IS IT CARNIVAL GLASS OR DEPRESSION GLASS?
by Curculiosglass
Iridescent Candleholders and Three-Legged Comports
American carnival glass is a form of iridescent pressed glass made between 1907 and the late twenties. The major United States manufacturers of carnival glass were Dugan-Diamond, Fenton, Imperial, Millersbug, Northwood, Westmoreland and, to a lesser extent, U.S. Glass. There were also a handful of other companies with a very small carnival glass output: Cambridge, Fostoria, Hazel Atlas, Heisey, Higbee, Jenkins, McKee, and Phoenix. Most carnival patterns issued by these companies are well-documented in carnival glass literature, and at the encylopedic website of the renown carnival glass authority, David Doty (ddoty.com).
So, what do you do if you're staring at an iridescent candleholder or candy dish that you can't find anywhere on David Doty's comprehensive website, or in any book about the companies listed above?

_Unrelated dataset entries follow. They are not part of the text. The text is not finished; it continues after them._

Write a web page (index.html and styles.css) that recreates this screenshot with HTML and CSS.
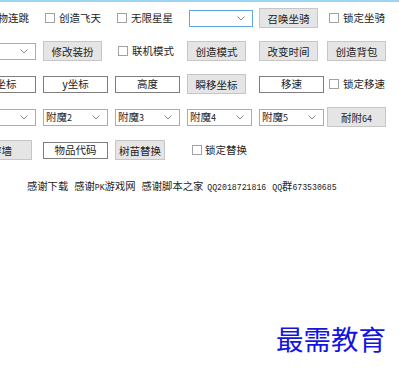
FILE: index.html
```html
<!DOCTYPE html>
<html lang="zh-CN">
<head>
    <meta charset="utf-8" />
    <link rel="stylesheet" href="styles.css">
</head>
<body>
    <div class="topbar"></div>
    <div class="panel">
        <div class="grid">
            <!-- row 1 -->
            <label class="check"><span class="box-check"></span>怪物连跳</label>
            <label class="check"><span class="box-check"></span>创造飞天</label>
            <label class="check"><span class="box-check"></span>无限星星</label>
            <div class="select focus"><span></span><svg viewBox="0 0 8 5"><path d="M0.5 0.5 L4 4 L7.5 0.5" /></svg></div>
            <button class="btn">召唤坐骑</button>
            <label class="check"><span class="box-check"></span>锁定坐骑</label>

            <!-- row 2 -->
            <div class="select"><span></span><svg viewBox="0 0 8 5"><path d="M0.5 0.5 L4 4 L7.5 0.5" /></svg></div>
            <button class="btn">修改装扮</button>
            <label class="check shift"><span class="box-check"></span>联机模式</label>
            <button class="btn">创造模式</button>
            <button class="btn">改变时间</button>
            <button class="btn">创造背包</button>

            <!-- row 3 -->
            <div class="field">x坐标</div>
            <div class="field">y坐标</div>
            <div class="field">高度</div>
            <button class="btn">瞬移坐标</button>
            <div class="field">移速</div>
            <label class="check"><span class="box-check"></span>锁定移速</label>

            <!-- row 4 -->
            <div class="select"><span>附魔<small>1</small></span><svg viewBox="0 0 8 5"><path d="M0.5 0.5 L4 4 L7.5 0.5" /></svg></div>
            <div class="select"><span>附魔<small>2</small></span><svg viewBox="0 0 8 5"><path d="M0.5 0.5 L4 4 L7.5 0.5" /></svg></div>
            <div class="select"><span>附魔<small>3</small></span><svg viewBox="0 0 8 5"><path d="M0.5 0.5 L4 4 L7.5 0.5" /></svg></div>
            <div class="select"><span>附魔<small>4</small></span><svg viewBox="0 0 8 5"><path d="M0.5 0.5 L4 4 L7.5 0.5" /></svg></div>
            <div class="select"><span>附魔<small>5</small></span><svg viewBox="0 0 8 5"><path d="M0.5 0.5 L4 4 L7.5 0.5" /></svg></div>
            <button class="btn">耐附<small>64</small></button>

            <!-- row 5 -->
            <button class="btn wide">穿墙</button>
            <div class="field">物品代码</div>
            <button class="btn narrow">树苗替换</button>
            <label class="check far"><span class="box-check"></span>锁定替换</label>
        </div>

        <p class="thanks">
            <span>感谢下载</span>
            <span>感谢<small>PK</small>游戏网</span>
            <span class="tight">感谢脚本之家</span>
            <span><small>QQ2018721816</small></span>
            <span><small>QQ</small>群<small>673530685</small></span>
        </p>
    </div>

    <div class="watermark">最需教育</div>
</body>
</html>
```

FILE: styles.css
```css
:root {
    --font-family: "Noto Sans CJK SC", "Liberation Sans", sans-serif;
    --text-color: #1c1c1c;
    --btn-background: #e5e5e5;
    --btn-border: #c6c6c6;
    --field-border: #7d7d7d;
    --select-border: #acacac;
    --focus-border: #5fa8e8;
    --check-border: #a2a2a2;
}

html, body {
    margin: 0;
    height: 100%;
    overflow: hidden;
    background: #fff;
}

body {
    position: relative;
    font-family: var(--font-family);
    font-size: 10.5px;
    color: var(--text-color);
}

.topbar {
    height: 2px;
    background: #9dd4f3;
}

.panel {
    padding-top: 6px;
}

.grid {
    display: grid;
    grid-template-columns: 72px 72px 72px 72px 68px 72px;
    grid-auto-rows: 20px;
    row-gap: 13px;
    align-items: center;
    margin-left: -29px;
    width: 428px;
}

.grid small {
    font-size: 9px;
}

.check {
    display: flex;
    align-items: center;
    gap: 4px;
    padding-left: 2px;
    line-height: 1;
    white-space: nowrap;
}

.check.shift {
    padding-left: 3px;
}

.check.far {
    padding-left: 5px;
    gap: 3px;
}

.box-check {
    width: 10px;
    height: 10px;
    box-sizing: border-box;
    border: 1px solid var(--check-border);
    background: #fff;
}

.btn {
    width: 59px;
    height: 20px;
    padding: 0;
    font-family: var(--font-family);
    font-size: 10.5px;
    color: var(--text-color);
    background: var(--btn-background);
    border: 1px solid var(--btn-border);
    box-sizing: border-box;
}

.btn.wide {
    width: 61px;
}

.btn.narrow {
    width: 50px;
}

.field {
    width: 65px;
    height: 17px;
    box-sizing: border-box;
    border: 1px solid var(--field-border);
    background: #fff;
    display: flex;
    align-items: center;
    justify-content: center;
    line-height: 1;
}

.select {
    width: 65px;
    height: 17px;
    box-sizing: border-box;
    border: 1px solid var(--select-border);
    background: #fff;
    display: flex;
    align-items: center;
    justify-content: space-between;
    padding: 0 7px 0 2px;
    line-height: 1;
}

.select.focus {
    border-color: var(--focus-border);
    margin-left: 2px;
    width: 64px;
}

.select svg {
    width: 8px;
    height: 5px;
    fill: none;
    stroke: #8a8a8a;
    stroke-width: 1;
}

.thanks {
    display: flex;
    gap: 6px;
    margin: 19px 0 0 27px;
    font-size: 10.3px;
    line-height: 14px;
    white-space: nowrap;
}

.thanks .tight {
    margin-right: -2px;
}

.thanks small {
    font-family: "Liberation Mono", monospace;
    font-size: 8.2px;
}

.watermark {
    position: absolute;
    left: 276px;
    top: 322px;
    font-family: var(--font-family);
    font-size: 27.5px;
    line-height: 32px;
    color: #1414e0;
}
```
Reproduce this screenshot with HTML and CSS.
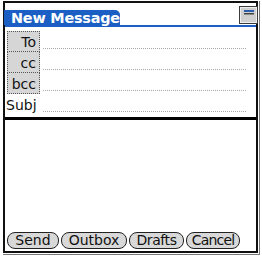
FILE: index.html
```html
<!DOCTYPE html>
<html lang="en">
<head>
<meta charset="UTF-8">
<title>New Message</title>
<link rel="stylesheet" href="styles.css">
</head>
<body>

<div class="marco">
  <div class="tela">
    <div class="topo">
      <span class="aba">New Message</span>
      <svg class="menu" width="19" height="18" viewBox="0 0 19 18">
        <rect x="0.5" y="0.5" width="18" height="17" fill="#cfcfcf" stroke="#3a3a3a"/>
        <rect x="1.5" y="1.5" width="16" height="15" fill="none" stroke="#eeeeee"/>
        <rect x="5" y="4" width="10" height="2" fill="#2a5fb0"/>
        <rect x="5" y="7" width="10" height="1.5" fill="#444"/>
      </svg>
    </div>

    <div class="campos">
      <div class="linha">
        <span class="rotulo caixa">To</span>
        <span class="valor"></span>
      </div>
      <div class="linha">
        <span class="rotulo caixa">cc</span>
        <span class="valor"></span>
      </div>
      <div class="linha">
        <span class="rotulo caixa">bcc</span>
        <span class="valor"></span>
      </div>
      <div class="linha">
        <span class="rotulo">Subj</span>
        <span class="valor"></span>
      </div>
    </div>

    <div class="corpo"></div>

    <div class="botoes">
      <button class="btn b-send">Send</button>
      <button class="btn b-outbox">Outbox</button>
      <button class="btn b-drafts">Drafts</button>
      <button class="btn b-cancel">Cancel</button>
    </div>
  </div>
</div>

</body>
</html>
```

FILE: styles.css
```css
body {
  margin: 0;
  background: #fff;
  font-family: "DejaVu Sans", sans-serif;
  font-size: 14px;
  color: #111;
}

/* moldura dupla do palm */
.marco {
  width: 256px;
  height: 253px;
  margin: 1px 0 0 3px;
  border-right: 1px solid #777;
  border-bottom: 1px solid #777;
}

.tela {
  box-sizing: border-box;
  width: 255px;
  height: 252px;
  border: 2px solid #111;
  display: flex;
  flex-direction: column;
}

.topo {
  display: flex;
  align-items: flex-start;
  height: 22px;
  border-bottom: 2px solid #1b5fc4;
}

.aba {
  margin-top: 7px;
  margin-left: -1px;
  width: 109px;
  height: 15px;
  padding-left: 7px;
  background: #1b5fc4;
  color: #fff;
  font-weight: bold;
  font-size: 14.4px;
  line-height: 16px;
  letter-spacing: -0.2px;
  border-top-right-radius: 5px;
}

.menu {
  margin-left: auto;
  margin-top: 3px;
  margin-right: -2px;
}

.campos {
  margin-top: 4px;
  padding-bottom: 2px;
  border-bottom: 3px solid #000;
}

.linha {
  display: flex;
  height: 21px;
}

.rotulo {
  box-sizing: border-box;
  width: 33px;
  height: 21px;
  margin-left: 2px;
  padding: 2px 3px 0 0;
  line-height: 17px;
  text-align: right;
  border: 1px solid transparent;
}

.caixa {
  background: #d6d6d6;
  border: 1px dotted #555;
}

.linha:nth-child(2) .caixa,
.linha:nth-child(3) .caixa {
  border-top: none;
  padding-top: 3px;
}

.rotulo:not(.caixa) {
  width: 35px;
  margin-left: 0;
  padding-right: 0;
  text-align: left;
}

.valor {
  flex: 1;
  margin: 0 10px 3px 3px;
  border-bottom: 1px dotted #aaa;
}

.corpo {
  flex: 1;
}

.botoes {
  display: flex;
  gap: 2px;
  padding-left: 2px;
  margin-bottom: 2px;
}

.btn {
  box-sizing: border-box;
  height: 17px;
  padding: 0;
  background: #d8d8d8;
  border: 1.5px solid #222;
  border-radius: 8px;
  font-family: "DejaVu Sans", sans-serif;
  font-size: 14px;
  line-height: 13px;
  color: #111;
}

.b-send { width: 52px; }
.b-outbox { width: 66px; }
.b-drafts { width: 55px; letter-spacing: -0.4px; }
.b-cancel { width: 54px; letter-spacing: -0.8px; }
```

And yet, you're sure the glass is old, because you've just hauled it out of a musty box in your grandparents' attic, wrapped in a 1930's tablecloth?
The two vintage iridescent pieces that most often crop up mislabeled as "carnival glass" on E-Bay and in antique stores are Federal's Madrid candleholders and this ubiquitous three-legged comport made by the Jeanette Glass Company:
Neither of these is carnival glass, but they're both very handsome pieces -- which, I think, is why buyers and sellers are so quick to assign them to the carnival glass category. Both, however, are Depression Glass.
The candleholders were manufactured by Federal Glass Company of Lancaster, Ohio, from 1932 to 1939, and are referenced in Warman's Depression Glass, 4th ed., by Ellen Schroy (page 155). The candleholders were made to go with Federal's Normandie pattern, which lacked candleholders. The Madrid pattern, which is found on a variety of pieces from ashtrays to cookie jars, originally was issued in iridescent marigold on a limited number of pieces: a low bowl and a pair of candleholders comprising a console set. (The original pattern is also found in amber, blue, clear crystal, green and pink). Later reproductions of the Madrid candleholders are fairly easy to distinguish. They were issued in amber, blue, clear crystal and pink only, and reproduced candleholders have vertical grooves in the sides of the central hole:
The candleholder at left is a pink reproduction; the vertical grooves on the interior are clearly visible both from above and from the side. The bright marigold candleholders in the center lack such grooves; even turned upsideside down with their undersides exposed (at right), these 1930's candleholders show no sign of the vertical grooves found on later reproductions.
The term "Depression Glass," according to Schroy in Warman's Depression Glass, embraces colored glassware "made from the early 1920's up to the 1970's" (p. 5). The three-legged comport shown above is thus a candidate for this category as well. The comport has been a perennial source of confusion and debate. This confusion arises from the fact that the third edition of The Standard Encyclopedia of Carnival Glass identified the comport as "Imperial #4" (p. 140). This comport, however, doesn't really look like any carnival glass made by the Imperial Glass Company of Bellaire, Ohio: the comport has the beautiful simplicity that characterizes the best Depression glass. Five years later, in Imperial Carnival Glass, Carl O. Burns corrected the misidentification, writing:
This pattern is not an Imperial product. It was made by the Jeannette Glass Company, and the original pattern name is Anniversary. It was produced in both iridized and non-iridized glass from 1947 through the mid-1960's, far too late, in this writer's opnion, to even be classified as old carnival glass! The most often seen shape is a small, 5" - 6" footed bowl, usually found in a rather pale, washed out-shade of marigold (pp. 38-39).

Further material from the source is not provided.